Sin sentencia, sin pruebas, sin proceso, torcer la historia fue pan comido, había pocos referentes, y los que había, fueron fácilmente aplastados por el dominio de la nueva narrativa que justificó el alzamiento y sus consecuencias, invisibilizó a las víctimas y construyó una épica inexistente sobre una acción esencialmente cobarde. La democracia quedó huérfana de defensores. Una generación de políticos, escritores y opinadores justificaron los crímenes e impidieron que la justicia cumpliera el papel trascendental de dar a cada quien lo suyo. 

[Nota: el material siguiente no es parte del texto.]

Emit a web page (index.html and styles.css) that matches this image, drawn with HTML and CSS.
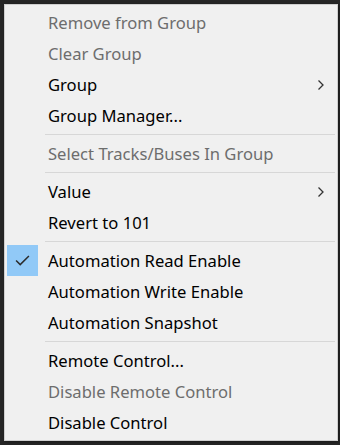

El 27 de marzo del 94, ya lo criminales golpistas estaban en el Ateneo de Caracas (sí, el mismo que después destruyeron), recibidos por parte de la sociedad como héroes, una suerte de vedettes bananeras de un país que iba directo al abismo del autoritarismo militarista. Es posible que una sentencia, hubiese aportado otra óptica de los hechos, y reposicionado conforme a la ley, la verdad de lo que ahí ocurrió, un crimen que apenas ahora empezamos a dimensionar.

Desde mi perspectiva, la falta de una condena judicial de los hechos es parte de un hueco que se convirtió en abismo, el 4 de febrero, está lejos de ser un día de dignidad nacional, como los delincuentes golpistas han pretendido posicionar. Es una fecha luctuosa a la que le faltó una sentencia.